Nun ist also das Rennen um den dritten Platz wirklich ein Rennen. Punktgleich mit Lautern, die am Montag in Braunschweig antreten müssen, das knapp schlechtere Torverhältnis aber eben noch ein ausstehender direkter Vergleich. Ich kann mir nicht vorstellen, dass in den nächsten Wochen schon eine Vorentscheidung fallen wird auch weil ich dem Braten aus Braunschweig noch nicht richtig traue. Elf Punkte sind zwar ‘ne Menge aber es sind auch eben noch 27 Punkte zu vergeben. Mal schauen.

Mittlerweile ist mir dann auch klar, dass man gewisse Mechanismen und Automatismen nicht ankämpfen sollte. Es wird bis zum Ende der Saison Stimmung für den Aufstieg gemacht werden, ungeachtet der Konsequenzen, die sich daraus ergeben. Okay. Muss und kann ich mit leben. Der EXPRESS hievte die Titelseite heute wieder in Richtung Wahnsinn (“YES we Köln!”), die Foren quillen über, die Leute auf der Strasse sind wieder im Voll-Effzeh-Modus und verschämt kommen auch wieder die ersten Fahnen an die Fenster. Heute hab ich gesehen wie ein Kunde vor der Bäckerei seinen Schal aus dem Kofferraum holte und auf die Hutablage drapierte. So ist das hier bei uns. Da kommste auch nicht gegen an. Alle warnenden Worte sind spätestens nach diesem Samstag nur leere Töne. Da kann man auch mit der Hundeflöte pfeifen, hört auch niemand.

Gut, ich bin ja im Grunde ein Philanthrop. Echt. Ich kann mich für andere Menschen freuen und so will ich das auch hier handhaben. Natürlich ist es mir lieber, dass mein Verein gewinnt, statt dass er verliert, ist doch keine Frage und natürlich freue ich mich genauso wie ihr über jedes Tor.

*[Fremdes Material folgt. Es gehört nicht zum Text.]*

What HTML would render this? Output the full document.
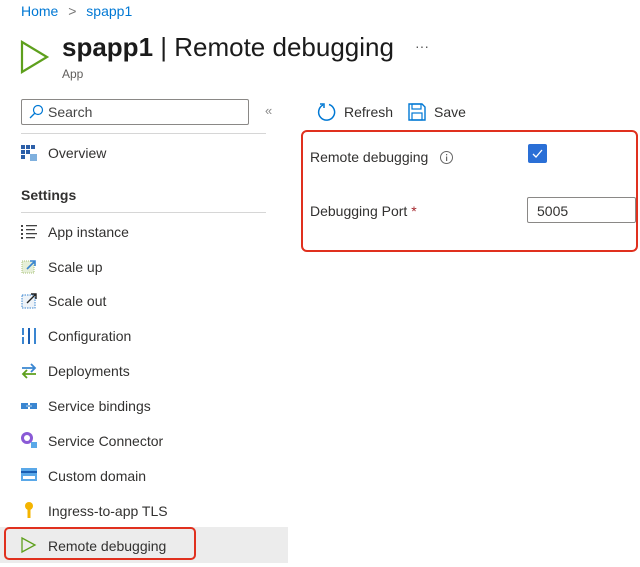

Das Leben für den Moment habe ich in meinen späten teens und frühen tweens zur Kunstform erhoben, heute bin ich da ein Stück reifer geworden aber -wie das so ist- manchmal kommen die Geister eben zurück. Ich bin noch nicht so weit, dass ich mir den Aufstieg wünsche. Ich denke weiterhin, dass es grundfalsch wäre hoch zu gehen aber ich gebe mich dem einheitlichen Stimmungstenor weitgehend geschlagen. Was soll man denn jetzt auch groß machen? Sagen, dass die Mannschaft jetzt nah dran ist aber damit ist auch gut. Nee, schon klar. Jetzt hast Du gottweißwas investiert, jetzt willst Du auch die Ernte einfahren. Kann ich hunderprozentig nachvollziehen.

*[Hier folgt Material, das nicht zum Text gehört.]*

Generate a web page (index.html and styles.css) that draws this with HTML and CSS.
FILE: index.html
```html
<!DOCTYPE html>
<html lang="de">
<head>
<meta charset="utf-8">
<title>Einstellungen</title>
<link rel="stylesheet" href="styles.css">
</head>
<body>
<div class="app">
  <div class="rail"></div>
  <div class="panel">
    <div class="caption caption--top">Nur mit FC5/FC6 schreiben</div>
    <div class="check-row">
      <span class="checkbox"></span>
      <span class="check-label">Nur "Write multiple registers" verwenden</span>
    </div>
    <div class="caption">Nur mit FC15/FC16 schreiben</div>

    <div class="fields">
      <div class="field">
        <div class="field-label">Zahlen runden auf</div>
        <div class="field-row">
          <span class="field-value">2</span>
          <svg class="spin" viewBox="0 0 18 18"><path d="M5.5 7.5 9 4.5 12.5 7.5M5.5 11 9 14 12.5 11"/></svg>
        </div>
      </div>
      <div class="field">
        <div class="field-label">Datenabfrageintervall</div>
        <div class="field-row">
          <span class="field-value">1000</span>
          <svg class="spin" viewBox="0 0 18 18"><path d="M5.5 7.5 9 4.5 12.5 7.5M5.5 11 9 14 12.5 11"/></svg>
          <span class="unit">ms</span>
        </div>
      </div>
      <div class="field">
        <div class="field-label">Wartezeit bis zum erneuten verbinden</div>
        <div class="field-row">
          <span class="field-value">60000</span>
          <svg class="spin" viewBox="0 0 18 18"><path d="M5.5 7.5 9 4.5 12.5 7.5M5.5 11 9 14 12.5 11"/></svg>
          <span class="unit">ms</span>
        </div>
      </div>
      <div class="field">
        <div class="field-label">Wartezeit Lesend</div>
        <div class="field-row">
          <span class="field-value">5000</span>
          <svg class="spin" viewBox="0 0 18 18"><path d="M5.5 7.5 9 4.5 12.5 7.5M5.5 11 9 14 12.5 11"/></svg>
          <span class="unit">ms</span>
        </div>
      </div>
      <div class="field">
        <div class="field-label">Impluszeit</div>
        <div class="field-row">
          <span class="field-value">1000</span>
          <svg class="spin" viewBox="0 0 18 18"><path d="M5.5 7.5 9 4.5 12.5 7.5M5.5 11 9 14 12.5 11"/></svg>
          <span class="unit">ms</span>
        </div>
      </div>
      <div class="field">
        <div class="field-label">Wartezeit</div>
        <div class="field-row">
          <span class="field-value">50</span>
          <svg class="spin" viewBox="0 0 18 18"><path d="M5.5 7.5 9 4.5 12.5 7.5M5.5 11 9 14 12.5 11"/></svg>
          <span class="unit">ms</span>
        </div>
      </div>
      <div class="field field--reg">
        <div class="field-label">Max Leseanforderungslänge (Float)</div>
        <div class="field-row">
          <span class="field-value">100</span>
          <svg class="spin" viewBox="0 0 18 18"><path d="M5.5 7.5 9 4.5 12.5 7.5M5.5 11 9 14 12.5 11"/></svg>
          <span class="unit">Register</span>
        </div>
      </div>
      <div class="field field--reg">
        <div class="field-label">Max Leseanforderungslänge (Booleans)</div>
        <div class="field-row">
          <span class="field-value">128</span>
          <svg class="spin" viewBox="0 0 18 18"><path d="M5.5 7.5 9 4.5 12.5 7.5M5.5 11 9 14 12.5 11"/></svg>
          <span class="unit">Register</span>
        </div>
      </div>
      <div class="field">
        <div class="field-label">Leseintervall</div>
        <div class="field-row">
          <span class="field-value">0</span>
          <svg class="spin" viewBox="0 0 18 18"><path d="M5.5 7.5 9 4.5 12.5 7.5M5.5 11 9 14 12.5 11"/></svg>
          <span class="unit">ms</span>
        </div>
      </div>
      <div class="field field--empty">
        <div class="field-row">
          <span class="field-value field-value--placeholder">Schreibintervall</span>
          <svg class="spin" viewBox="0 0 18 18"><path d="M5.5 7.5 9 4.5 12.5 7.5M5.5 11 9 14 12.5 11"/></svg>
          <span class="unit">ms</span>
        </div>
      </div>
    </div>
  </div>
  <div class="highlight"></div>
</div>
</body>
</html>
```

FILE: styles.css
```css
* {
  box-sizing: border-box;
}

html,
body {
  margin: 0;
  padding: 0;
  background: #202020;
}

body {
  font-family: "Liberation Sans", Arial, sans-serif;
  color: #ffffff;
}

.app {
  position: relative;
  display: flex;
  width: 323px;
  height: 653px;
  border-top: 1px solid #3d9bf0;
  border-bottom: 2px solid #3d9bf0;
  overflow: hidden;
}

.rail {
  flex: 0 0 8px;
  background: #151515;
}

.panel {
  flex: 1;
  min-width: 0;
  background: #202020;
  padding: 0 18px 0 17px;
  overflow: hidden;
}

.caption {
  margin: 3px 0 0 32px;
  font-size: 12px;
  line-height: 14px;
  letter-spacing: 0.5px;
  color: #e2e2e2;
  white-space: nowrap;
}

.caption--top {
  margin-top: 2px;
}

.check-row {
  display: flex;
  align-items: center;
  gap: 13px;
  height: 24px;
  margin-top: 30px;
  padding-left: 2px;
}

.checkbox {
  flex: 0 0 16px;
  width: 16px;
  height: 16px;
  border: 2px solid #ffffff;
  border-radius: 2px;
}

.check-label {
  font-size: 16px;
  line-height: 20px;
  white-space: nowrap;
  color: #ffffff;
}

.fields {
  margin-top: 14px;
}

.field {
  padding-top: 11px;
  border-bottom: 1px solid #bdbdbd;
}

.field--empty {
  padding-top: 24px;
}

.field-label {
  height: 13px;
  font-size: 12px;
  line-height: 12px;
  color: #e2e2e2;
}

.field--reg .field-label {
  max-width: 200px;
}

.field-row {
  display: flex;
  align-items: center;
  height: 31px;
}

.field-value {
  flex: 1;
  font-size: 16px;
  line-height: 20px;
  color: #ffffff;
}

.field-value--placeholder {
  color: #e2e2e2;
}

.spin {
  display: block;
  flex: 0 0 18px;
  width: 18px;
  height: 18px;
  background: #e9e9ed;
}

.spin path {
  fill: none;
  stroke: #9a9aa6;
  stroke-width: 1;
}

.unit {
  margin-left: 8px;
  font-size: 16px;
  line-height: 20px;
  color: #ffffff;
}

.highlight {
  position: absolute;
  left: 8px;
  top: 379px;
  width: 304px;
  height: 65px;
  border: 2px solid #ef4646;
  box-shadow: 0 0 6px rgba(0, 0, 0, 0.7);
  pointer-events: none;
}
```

Also gut, effzeh: Come on! Zeig mir was!

Nächste Woche muss der 1.FC Köln auswärts in Dresden antreten. Montag, 20:15 Uhr. 580 km. Ich rechne mit 1.500 -2.000 Auswärtsfahrern. Dresden hat heute gegen Aue verloren, steht tief im Abstiegskampf und wird ganz bestimmt kein leichter Gegner. Aber: Die Serie von 13 ungeschlagenen Spielen ist sicher keine Garantie aber immerhin schon ein Ausrufezeichen nicht duckmäuserisch an die Elbe zu fahren.

2 comments to FC – SC Paderborn: Euphoria galore

  • pedi

    dir zum trost,das spiel in dresden ist noch lange nicht gewonnen,aber ich sehe es lieber der effce gewinnt.
    wenn das am ende heist,das sie (er)aufsteigen ,dann so what.

    mfg pedi

  • Mittlerweile haben wir gegen Dresden gewonnen und Ujah und Hennes haben sich wieder lieb.
    Alles läuft prima und das ist aus Kölner Fansicht leider ein ungewohntes Gefühl.
    Aber ich könnte mich dran gewöhnen.